EXERCISE BRIEF. Within the listing below, locate all lines containing the word "React". Copy each one.

Records from a data source
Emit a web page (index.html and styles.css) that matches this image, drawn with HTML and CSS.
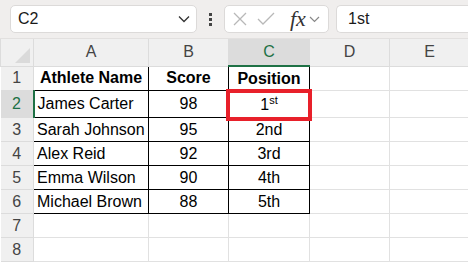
FILE: index.html
```html
<!DOCTYPE html>
<html lang="en">
<head>
    <meta charset="UTF-8">
    <title>Sheet</title>
    <link rel="stylesheet" href="styles.css">
</head>
<body>

<div class="toolbar">
    <div class="name-box">
        <span>C2</span>
        <svg class="chev" width="12" height="8" viewBox="0 0 12 8"><path d="M1 1.5 L6 6.5 L11 1.5" fill="none" stroke="#333" stroke-width="1.3"/></svg>
    </div>
    <div class="dots"><i></i><i></i><i></i></div>
    <div class="fx-box">
        <svg width="16" height="16" viewBox="0 0 16 16"><path d="M2 2 L14 14 M14 2 L2 14" stroke="#b8b8b8" stroke-width="1.3"/></svg>
        <svg width="18" height="16" viewBox="0 0 18 16"><path d="M1 8 L6 13 L17 2" fill="none" stroke="#b8b8b8" stroke-width="1.3"/></svg>
        <span class="fx">fx</span>
        <svg width="11" height="7" viewBox="0 0 11 7"><path d="M1 1 L5.5 5.5 L10 1" fill="none" stroke="#888" stroke-width="1.2"/></svg>
    </div>
    <div class="formula">1st</div>
</div>

<table class="sheet">
    <colgroup>
        <col class="w-rh"><col class="w-a"><col class="w-b"><col class="w-c"><col class="w-d"><col class="w-e">
    </colgroup>
    <tr class="col-heads">
        <th class="corner"><span class="tri"></span></th>
        <th>A</th><th>B</th><th class="sel">C</th><th>D</th><th>E</th>
    </tr>
    <tr>
        <th class="rh">1</th>
        <td class="box head">Athlete Name</td><td class="box head">Score</td><td class="box head">Position</td><td></td><td></td>
    </tr>
    <tr class="tall">
        <th class="rh sel">2</th>
        <td class="box name">James Carter</td><td class="box">98</td>
        <td class="box active">1<sup>st</sup><span class="hilite"></span></td><td></td><td></td>
    </tr>
    <tr>
        <th class="rh">3</th>
        <td class="box name">Sarah Johnson</td><td class="box">95</td><td class="box">2nd</td><td></td><td></td>
    </tr>
    <tr>
        <th class="rh">4</th>
        <td class="box name">Alex Reid</td><td class="box">92</td><td class="box">3rd</td><td></td><td></td>
    </tr>
    <tr>
        <th class="rh">5</th>
        <td class="box name">Emma Wilson</td><td class="box">90</td><td class="box">4th</td><td></td><td></td>
    </tr>
    <tr>
        <th class="rh">6</th>
        <td class="box name">Michael Brown</td><td class="box">88</td><td class="box">5th</td><td></td><td></td>
    </tr>
    <tr>
        <th class="rh">7</th>
        <td></td><td></td><td></td><td></td><td></td>
    </tr>
    <tr>
        <th class="rh">8</th>
        <td></td><td></td><td></td><td></td><td></td>
    </tr>
</table>

</body>
</html>
```

FILE: styles.css
```css
body {
    margin: 0;
    width: 468px;
    height: 264px;
    overflow: hidden;
    background: #fff;
    font-family: "Liberation Sans", Arial, sans-serif;
}
.toolbar {
    height: 39px;
    background: #f0eeed;
    display: flex;
    align-items: center;
    padding: 0 0 0 10px;
    box-sizing: border-box;
    border-bottom: 1px solid #e2e0df;
}
.name-box {
    width: 187px;
    height: 28px;
    box-sizing: border-box;
    background: #fff;
    border: 1px solid #dcdad9;
    border-radius: 5px;
    display: flex;
    align-items: center;
    justify-content: space-between;
    padding: 0 6px 0 7px;
    font-size: 16px;
    color: #1a1a1a;
}
.dots {
    width: 27px;
    display: flex;
    flex-direction: column;
    align-items: center;
    gap: 2px;
}
.dots i {
    width: 3px;
    height: 3px;
    background: #444;
}
.fx-box {
    width: 105px;
    height: 28px;
    box-sizing: border-box;
    background: #fff;
    border: 1px solid #dcdad9;
    border-radius: 5px;
    display: flex;
    align-items: center;
    gap: 9px;
    padding: 0 5px 0 7px;
}
.fx {
    font-family: "Liberation Serif", serif;
    font-style: italic;
    font-size: 22px;
    color: #333;
    margin-left: 6px;
    margin-right: -6px;
    line-height: 1;
}
.formula {
    flex: 1;
    height: 28px;
    box-sizing: border-box;
    margin-left: 7px;
    background: #fff;
    border: 1px solid #dcdad9;
    border-right: none;
    border-radius: 5px 0 0 5px;
    display: flex;
    align-items: center;
    padding-left: 11px;
    font-size: 16px;
    color: #1a1a1a;
}
.sheet {
    border-collapse: collapse;
    table-layout: fixed;
    width: 469px;
    font-size: 16px;
}
.w-rh { width: 33px; }
.w-a { width: 115px; }
.w-b { width: 80px; }
.w-c { width: 81px; }
.w-d { width: 80px; }
.w-e { width: 80px; }
.sheet td, .sheet th {
    height: 23px;
    padding: 0;
    border: 1px solid #e1e1e1;
    text-align: center;
    color: #000;
    white-space: nowrap;
    overflow: hidden;
}
.sheet tr.tall td, .sheet tr.tall th {
    height: 26px;
}
.col-heads th {
    height: 26px;
    background: #f0f0f0;
    font-weight: normal;
    color: #444;
    border-color: #dcdcdc;
    border-top: none;
}
.col-heads th.sel {
    background: #dcdcdc;
    color: #1e7145;
    border-bottom: 2px solid #1e7145;
}
.corner {
    position: relative;
}
.tri {
    position: absolute;
    right: 3px;
    bottom: 3px;
    width: 0;
    height: 0;
    border-left: 15px solid transparent;
    border-bottom: 15px solid #dadada;
}
.sheet th.rh {
    background: #f0f0f0;
    font-weight: normal;
    color: #444;
    border-color: #dcdcdc;
    border-left: none;
}
.sheet th.rh.sel {
    background: #dcdcdc;
    color: #1e7145;
    border-right: 2px solid #1e7145;
}
.sheet td.box {
    border: 1px solid #000;
}
.sheet td.head {
    font-weight: bold;
}
.sheet td.name {
    text-align: left;
    padding-left: 3px;
}
.sheet td.active {
    position: relative;
    overflow: visible;
}
.active sup {
    font-size: 11px;
    vertical-align: 6px;
}
.hilite {
    position: absolute;
    left: -3px;
    top: -2px;
    right: -3px;
    bottom: -4px;
    border: 4px solid #e8202a;
}
```
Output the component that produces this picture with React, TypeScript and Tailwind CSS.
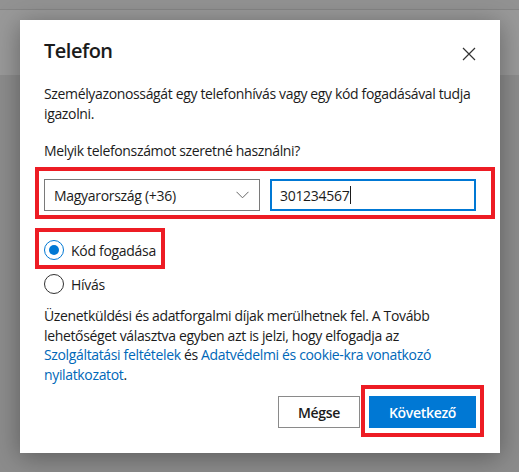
import React from 'react';

const font = { fontFamily: '"Open Sans", "Noto Sans", Arial, sans-serif' };

function Radio({ checked, label }: { checked?: boolean; label: string }) {
  return (
    <label className="flex items-center gap-[7px] h-[20px]">
      <span
        className={`flex h-[20px] w-[20px] items-center justify-center rounded-full border bg-white ${
          checked ? 'border-[#0078d4]' : 'border-[#323232]'
        }`}
      >
        {checked && <span className="h-[10px] w-[10px] rounded-full bg-[#0078d4]" />}
      </span>
      <span className="text-[14px] tracking-[-0.3px] text-[#1b1b1b]">{label}</span>
    </label>
  );
}

export default function App() {
  return (
    <div className="relative h-[472px] w-[519px] overflow-hidden bg-[#8c8c8c]" style={font}>
      {/* page behind the overlay */}
      <div className="h-[9px] bg-[#929292]" />
      <div className="h-[66px] border-t border-[#858585] bg-[#999999]" />

      <div className="absolute left-[20px] top-[20px] h-[433px] w-[480px] bg-white px-[24px] shadow-[0_4px_24px_rgba(0,0,0,0.35)]">
        <div className="flex items-center justify-between pt-[17px]">
          <h1 className="text-[20px] font-semibold leading-[28px] tracking-[-0.5px] text-[#1b1b1b]">Telefon</h1>
          <svg width="14" height="14" viewBox="0 0 14 14" className="mt-[6px]">
            <path d="M1 1L13 13M13 1L1 13" stroke="#333" strokeWidth="1.2" />
          </svg>
        </div>

        <div className="text-[14px] tracking-[-0.35px] text-[#1b1b1b]">
          <p className="mt-[19px] leading-[20px]">
            Személyazonosságát egy telefonhívás vagy egy kód fogadásával tudja igazolni.
          </p>
          <p className="mt-[17px] leading-[20px]">Melyik telefonszámot szeretné használni?</p>
        </div>

        <div className="mt-[18px] flex gap-[10px] text-[14px] tracking-[-0.3px]">
          <div className="flex h-[32px] w-[216px] items-center justify-between border border-[#7a7a7a] pl-[9px] pr-[10px]">
            <span className="text-[#1b1b1b]">Magyarország (+36)</span>
            <svg width="13" height="8" viewBox="0 0 13 8">
              <path d="M0.5 0.8L6.5 6.8L12.5 0.8" fill="none" stroke="#666" strokeWidth="1" />
            </svg>
          </div>
          <div className="flex h-[32px] flex-1 items-center border-2 border-[#0078d4] pl-[8px]">
            <span className="text-[#1b1b1b]">301234567</span>
            <span className="ml-[1px] h-[18px] w-px bg-[#1b1b1b]" />
          </div>
        </div>

        <div className="mt-[29px] flex flex-col gap-[14px]">
          <Radio checked label="Kód fogadása" />
          <Radio label="Hívás" />
        </div>

        <p className="mt-[12px] text-[14px] leading-[19.5px] tracking-[-0.35px] text-[#1b1b1b]">
          Üzenetküldési és adatforgalmi díjak merülhetnek fel. A Tovább lehetőséget választva egyben azt is jelzi, hogy
          elfogadja az <a className="text-[#0067b8]">Szolgáltatási feltételek</a> és{' '}
          <a className="text-[#0067b8]">Adatvédelmi és cookie-kra vonatkozó</a>{' '}
          <a className="text-[#0067b8]">nyilatkozatot</a>.
        </p>

        <div className="mt-[12px] flex justify-end gap-[9px]">
          <button className="h-[32px] w-[82px] border border-[#8a8a8a] bg-white text-[14px] font-semibold tracking-[-0.3px] text-[#1b1b1b]">
            Mégse
          </button>
          <button className="h-[32px] w-[107px] bg-[#0078d4] text-[14px] font-semibold tracking-[-0.3px] text-white">
            Következő
          </button>
        </div>

        {/* red annotation boxes */}
        <div className="pointer-events-none absolute left-[15px] top-[147px] h-[52px] w-[460px] border-4 border-[#ed1c24]" />
        <div className="pointer-events-none absolute left-[15px] top-[208px] h-[41px] w-[130px] border-4 border-[#ed1c24]" />
        <div className="pointer-events-none absolute left-[341px] top-[365px] h-[52px] w-[123px] border-4 border-[#ed1c24]" />
      </div>
    </div>
  );
}
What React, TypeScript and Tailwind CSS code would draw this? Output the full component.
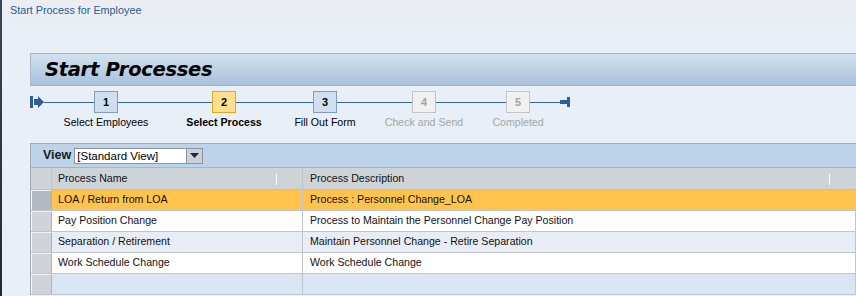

THE COMPLETED TASK.
Output the component that produces this picture with React, TypeScript and Tailwind CSS.
import React from 'react';
What React, TypeScript and Tailwind CSS code would draw this? Output the full component.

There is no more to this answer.